My situation is in no way comparable to B. Johnson's, but the balance on my savings account has changed due to my retirement. In Switzerland one has the possibility to put money aside in a so-called 3rd-pillar bank account. I'm sure there are similar options in the USA, but I don't know what they are called and how they function. Here one is not required to declare this money until after retirement and it never appears on any bank or tax form until that time. The money therein accumulates over the years and is tax-exempt until one reaches retirement age. Since I've been putting money into the account for the past 35 years (which is when the option became possible in this country), I've accumulated a sizeable sum (at least to me). In any event, after retirement one is required to dissolve the account, and declare it as a savings account. In my case, it means that this account jumped from a middle two-digit balance to a low 6 digit balance. 
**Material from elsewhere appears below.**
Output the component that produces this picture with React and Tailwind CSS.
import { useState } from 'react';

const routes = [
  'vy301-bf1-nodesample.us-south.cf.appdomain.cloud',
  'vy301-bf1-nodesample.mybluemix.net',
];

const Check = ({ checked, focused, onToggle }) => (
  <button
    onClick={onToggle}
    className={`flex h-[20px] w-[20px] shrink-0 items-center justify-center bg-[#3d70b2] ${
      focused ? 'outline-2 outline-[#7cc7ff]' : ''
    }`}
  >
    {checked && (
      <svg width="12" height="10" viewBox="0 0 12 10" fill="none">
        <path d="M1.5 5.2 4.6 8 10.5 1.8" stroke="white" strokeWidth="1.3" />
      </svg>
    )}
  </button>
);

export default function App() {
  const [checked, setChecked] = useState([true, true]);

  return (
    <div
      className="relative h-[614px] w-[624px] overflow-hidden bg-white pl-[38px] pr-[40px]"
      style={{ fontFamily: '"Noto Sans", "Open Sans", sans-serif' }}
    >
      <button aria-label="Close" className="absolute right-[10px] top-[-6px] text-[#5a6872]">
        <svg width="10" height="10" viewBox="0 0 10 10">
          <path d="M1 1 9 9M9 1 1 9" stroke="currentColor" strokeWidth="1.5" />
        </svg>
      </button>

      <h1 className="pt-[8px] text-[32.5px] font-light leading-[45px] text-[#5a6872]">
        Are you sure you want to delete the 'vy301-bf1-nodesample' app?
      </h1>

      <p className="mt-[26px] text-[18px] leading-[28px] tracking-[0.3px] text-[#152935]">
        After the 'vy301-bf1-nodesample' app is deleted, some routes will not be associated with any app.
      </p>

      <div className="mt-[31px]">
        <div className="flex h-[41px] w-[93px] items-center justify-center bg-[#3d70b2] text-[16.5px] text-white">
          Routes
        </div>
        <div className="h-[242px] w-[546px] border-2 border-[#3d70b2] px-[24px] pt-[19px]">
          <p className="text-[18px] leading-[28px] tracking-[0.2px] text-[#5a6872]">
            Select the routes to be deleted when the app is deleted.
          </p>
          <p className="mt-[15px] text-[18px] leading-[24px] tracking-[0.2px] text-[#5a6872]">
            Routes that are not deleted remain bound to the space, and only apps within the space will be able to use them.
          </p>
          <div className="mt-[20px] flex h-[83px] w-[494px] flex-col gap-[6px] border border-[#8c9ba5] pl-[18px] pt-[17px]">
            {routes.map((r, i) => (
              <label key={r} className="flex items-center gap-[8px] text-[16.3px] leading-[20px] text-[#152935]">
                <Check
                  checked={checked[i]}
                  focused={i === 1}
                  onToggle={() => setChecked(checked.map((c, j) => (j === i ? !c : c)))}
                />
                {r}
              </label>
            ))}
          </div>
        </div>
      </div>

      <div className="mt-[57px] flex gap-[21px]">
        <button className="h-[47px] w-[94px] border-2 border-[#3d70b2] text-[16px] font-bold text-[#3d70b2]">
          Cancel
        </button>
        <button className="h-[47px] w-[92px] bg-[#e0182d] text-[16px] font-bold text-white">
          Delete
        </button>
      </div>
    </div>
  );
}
Based on this, my questions are quite basic. Do I need to be concerned or worried about this? Does this trigger some FATCA flag in my direction? Do I now have to hide money under my pillow? 

To reiterate my CV: entire adult life in Europe, first in Germany, then in Switzerland. Never worked in USA, no assets, no financial ties; became a Swiss citizen in 1999.


----------



## Bevdeforges (Nov 16, 2007)

Have moved you into a thread of your own because you raise an important and interesting point here.
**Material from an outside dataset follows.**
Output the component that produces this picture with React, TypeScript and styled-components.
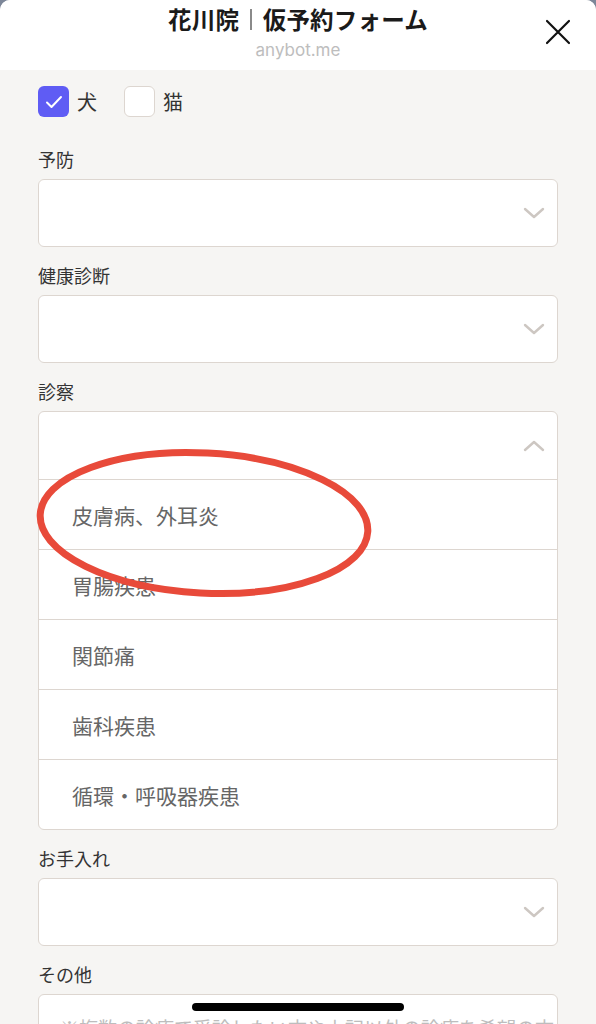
import React from "react";
import styled, { createGlobalStyle } from "styled-components";

const Global = createGlobalStyle`
  html, body { margin: 0; padding: 0; background: #7d8799; }
  body { font-family: "Noto Sans CJK JP", "Noto Sans", sans-serif; }
  * { box-sizing: border-box; }
`;

const Sheet = styled.div`
  width: 596px;
  height: 1024px;
  overflow: hidden;
  background: #f6f5f3;
  border-radius: 10px 10px 0 0;
  position: relative;
`;

const Header = styled.header`
  height: 70px;
  background: #ffffff;
  display: flex;
  flex-direction: column;
  align-items: center;
  padding-top: 3px;
  position: relative;
`;

const Title = styled.h1`
  margin: 0;
  font-size: 23.5px;
  line-height: 32px;
  font-weight: 700;
  color: #1a1a1a;
  display: flex;
  align-items: center;
  letter-spacing: 0.2px;
`;

const Bar = styled.span`
  display: inline-block;
  width: 1.5px;
  height: 21px;
  background: #8a8a8a;
  margin: 0 11px 0 11px;
`;

const Sub = styled.div`
  font-family: "Inter", "Roboto", sans-serif;
  font-size: 17px;
  line-height: 20px;
  color: #bdbdbd;
  margin-top: 5px;
`;

const Close = styled.button`
  position: absolute;
  right: 25px;
  top: 19px;
  width: 26px;
  height: 26px;
  padding: 0;
  border: 0;
  background: transparent;
  display: flex;
`;

const Body = styled.main`
  padding: 16px 38px 0 38px;
  display: flex;
  flex-direction: column;
`;

const CheckRow = styled.div`
  display: flex;
  align-items: center;
  gap: 27px;
  height: 31px;
  margin-bottom: 30px;
`;

const CheckItem = styled.label`
  display: flex;
  align-items: center;
  gap: 8px;
  font-size: 20px;
  color: #333;
`;

const Box = styled.span<{ $on?: boolean }>`
  width: 31px;
  height: 31px;
  border-radius: 6px;
  background: ${(p) => (p.$on ? "#5f5cf4" : "#ffffff")};
  border: ${(p) => (p.$on ? "none" : "1.5px solid #ddd6d0")};
  display: flex;
  align-items: center;
  justify-content: center;
`;

const Field = styled.div`
  display: flex;
  flex-direction: column;
  margin-bottom: 16px;
  position: relative;
`;

const Label = styled.div`
  font-size: 18px;
  line-height: 24px;
  color: #333;
  margin-bottom: 8px;
`;

const Select = styled.div`
  height: 68px;
  background: #fff;
  border: 1.5px solid #ddd6d0;
  border-radius: 6px;
  display: flex;
  align-items: center;
  justify-content: flex-end;
  padding-right: 12px;
`;

const Dropdown = styled.div`
  background: #fff;
  border: 1.5px solid #ddd6d0;
  border-radius: 6px;
  display: flex;
  flex-direction: column;
`;

const DropHead = styled.div`
  height: 67px;
  display: flex;
  align-items: center;
  justify-content: flex-end;
  padding-right: 12px;
`;

const Option = styled.div`
  height: 70px;
  border-top: 1.5px solid #ddd6d0;
  display: flex;
  align-items: center;
  padding-left: 33px;
  font-size: 21px;
  color: #666;
`;

const TextArea = styled.div`
  height: 90px;
  background: #fff;
  border: 1.5px solid #ddd6d0;
  border-radius: 6px;
  padding: 19px 0 0 21px;
  font-size: 19px;
  line-height: 28px;
  color: #bdbdbd;
  white-space: nowrap;
  overflow: hidden;
`;

const Annotation = styled.svg`
  position: absolute;
  left: -4px;
  top: 66px;
  pointer-events: none;
  overflow: visible;
`;

const HomeBar = styled.div`
  position: absolute;
  left: 192px;
  bottom: 13px;
  width: 212px;
  height: 8px;
  border-radius: 4px;
  background: #000;
`;

const Chevron = ({ up }: { up?: boolean }) => (
  <svg width="22" height="12" viewBox="0 0 22 12">
    <path
      d={up ? "M2 10 L11 2 L20 10" : "M2 2 L11 10 L20 2"}
      fill="none"
      stroke="#cdc7c2"
      strokeWidth="2.4"
      strokeLinecap="round"
      strokeLinejoin="round"
    />
  </svg>
);

const options = ["皮膚病、外耳炎", "胃腸疾患", "関節痛", "歯科疾患", "循環・呼吸器疾患"];

export default function App() {
  return (
    <>
      <Global />
      <Sheet>
        <Header>
          <Title>
            花川院<Bar />仮予約フォーム
          </Title>
          <Sub>anybot.me</Sub>
          <Close aria-label="close">
            <svg width="26" height="26" viewBox="0 0 26 26">
              <path d="M2 2 L24 24 M24 2 L2 24" stroke="#111" strokeWidth="2.2" strokeLinecap="round" />
            </svg>
          </Close>
        </Header>
        <Body>
          <CheckRow>
            <CheckItem>
              <Box $on>
                <svg width="18" height="14" viewBox="0 0 18 14">
                  <path d="M2 7.5 L6.5 12 L16 2" fill="none" stroke="#fff" strokeWidth="2" strokeLinecap="round" strokeLinejoin="round" />
                </svg>
              </Box>
              犬
            </CheckItem>
            <CheckItem>
              <Box />
              猫
            </CheckItem>
          </CheckRow>

          <Field>
            <Label>予防</Label>
            <Select>
              <Chevron />
            </Select>
          </Field>

          <Field>
            <Label>健康診断</Label>
            <Select>
              <Chevron />
            </Select>
          </Field>

          <Field>
            <Label>診察</Label>
            <Dropdown>
              <DropHead>
                <Chevron up />
              </DropHead>
              {options.map((o) => (
                <Option key={o}>{o}</Option>
              ))}
            </Dropdown>
            <Annotation width="350" height="160" viewBox="0 0 350 160">
              <ellipse
                cx="170"
                cy="78"
                rx="164"
                ry="70"
                fill="none"
                stroke="#e84a3a"
                strokeWidth="7"
                transform="rotate(3 170 78)"
              />
            </Annotation>
          </Field>

          <Field>
            <Label>お手入れ</Label>
            <Select>
              <Chevron />
            </Select>
          </Field>

          <Field>
            <Label>その他</Label>
            <TextArea>※複数の診療で受診したい方や上記以外の診療を希望の方</TextArea>
          </Field>
        </Body>
        <HomeBar />
      </Sheet>
    </>
  );
}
There are a number of things to consider here: Have you been filing US income taxes up to now? And have you been filing FBARs? If so, have you included anything regarding this "3rd pillar" account? Or has the bank where the account is held ever asked you about your tax residence status, or asked you for your US social security number? Do you have any "US indicia" that might flag you as a "US person" to the bank?

Net-net, the US Treasury Department (which includes the IRS) won't know anything about this 3rd pillar account until and unless the bank reports your account to them (based on their knowing or thinking that you are a "US person"). If a large sum drops into an account you have been reporting on your FBARs, it doesn't necessarily mean that you'll get reviewed or questioned by either the IRS or the Treasury Dept. 
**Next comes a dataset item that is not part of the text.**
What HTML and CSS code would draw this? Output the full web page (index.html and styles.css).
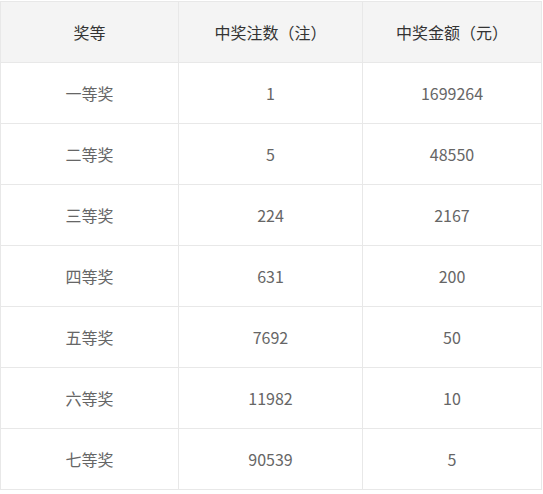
FILE: index.html
```html
<!DOCTYPE html>
<html lang="zh-CN">
<head>
<meta charset="utf-8">
<title>奖等</title>
<link rel="stylesheet" href="styles.css">
</head>
<body>
<table class="prize">
  <colgroup>
    <col class="c1"><col class="c2"><col class="c3">
  </colgroup>
  <thead>
    <tr><th>奖等</th><th>中奖注数（注）</th><th>中奖金额（元）</th></tr>
  </thead>
  <tbody>
    <tr><td>一等奖</td><td>1</td><td>1699264</td></tr>
    <tr><td>二等奖</td><td>5</td><td>48550</td></tr>
    <tr><td>三等奖</td><td>224</td><td>2167</td></tr>
    <tr><td>四等奖</td><td>631</td><td>200</td></tr>
    <tr><td>五等奖</td><td>7692</td><td>50</td></tr>
    <tr><td>六等奖</td><td>11982</td><td>10</td></tr>
    <tr><td>七等奖</td><td>90539</td><td>5</td></tr>
  </tbody>
</table>
</body>
</html>
```
FILE: styles.css
```css
html, body {
  margin: 0;
  padding: 0;
  background: #fff;
}
body {
  padding-top: 1px;
  font-family: "Noto Sans CJK SC", "Noto Sans", sans-serif;
  font-size: 16px;
}
.prize {
  border-collapse: collapse;
  table-layout: fixed;
  width: 541px;
}
.prize .c1 { width: 178px; }
.prize .c2 { width: 184px; }
.prize .c3 { width: 179px; }
.prize th,
.prize td {
  border: 1px solid #e8e8e8;
  height: 60px;
  padding: 0;
  text-align: center;
  vertical-align: middle;
  font-weight: normal;
  line-height: 20px;
}
.prize th {
  background: #f4f4f4;
  color: #333;
}
.prize td {
  color: #666;
}
```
Though there are somewhat similar types of accounts in the US, the IRS does not recognize them (usually) as tax-free or tax-deferred - but check the Swiss tax treaty with the US to see how they handle lump sum pay-outs of retirement plans. 

Or, as someone will no doubt drop in here to mention at some point, if you haven't been filing your returns and FBARs, this probably isn't a very good time to start. 

If, on the other hand, the bank has been reporting your accounts (i.e. because you've given them a W9 with your SS number, or they have a record of your US birthplace) then you have a decision to make about how and whether to report the dissolution of the "tax-free" account. If the tax treaty has some provision for lump sum pension payouts, I'd try using that option if you will be filing going forward.


----------



## Nononymous (Jul 12, 2011)

Indeed. If you haven't been filing your returns and FBARs, this probably isn't a very good time to start.

In other words, how you handle this issue depends on how you approach the problem of US tax compliance. Given that Switzerland is a bit of a police state as far as FATCA is concerned, I assume you're subject to some sort of reporting if you've been identified as a US citizen, but that doesn't mean you need to be filing US tax returns.


----------



## Zendo (Apr 25, 2013)

Bevdeforges said:


> . There are a number of things to consider here: Have you been filing US income taxes up to now? And have you been filing FBARs? If so, have you included anything regarding this "3rd pillar" account? Or has the bank where the account is held ever asked you about your tax residence status, or asked you for your US social security number? Do you have any "US indicia" that might flag you as a "US person" to the bank?


Short recap: I am non-compliant. I have never filed US income taxes in my life, neither in the US (because I was too young and never had employment), nor here in Europe. Was not aware of the obligation until the issue with FATCA started. 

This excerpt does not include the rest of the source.